Julie Otsuka has told the story of the Japanese internment in the United States during the Second World War through an unnamed Japanese family. The unnaming, which I only noticed near the end, is deliberate and powerful. The main characters are the son and the daughter, the mother and the father. Mirroring how much was stripped away from them during the war, this one family exists without names. This both universalizes their experience while allowing it to remain particular. I can imagine many ways in which this particular narrative trick could backfire, but it works here.

As the book starts, the mother sees the posters announcing the upcoming internment, the preparations she is required to make, what she is allowed to bring. The father has already been taken away, months earlier. They are not to be sent to the same place. She makes her preparations calmly, methodically, and they depart.

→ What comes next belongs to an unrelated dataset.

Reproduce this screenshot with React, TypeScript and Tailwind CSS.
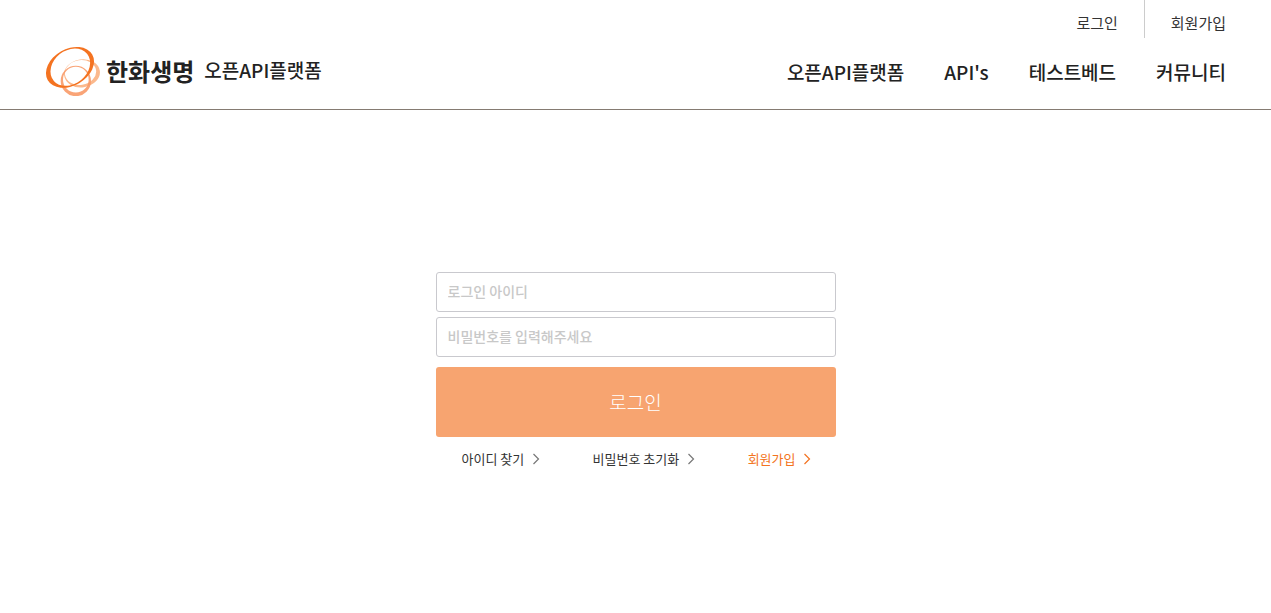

And spend years in an internment camp, where the days go by, and they try to keep a sense of self in a world where most markers of identity have been stripped away. They are not harmed, they are not physically injured, but the writing style emphasizes the dehumanizing nature of such an action, and perils of monotony and captivity.

The world outside is not let off the hook, either. They return, eventually, and had created stories of how they would be welcomed back, but the hates the war fostered have not dissipated, and nationalistic anger still simmers under the surface. But the violence that takes place in this book is never overt, never physical. It is nonetheless present.

Will they be able to find a sense of self again? Or who will? When fear surrounds you, when the government can cut you out of a crowd, divorce you from your life, and hold you apart from the rest, what else could they do?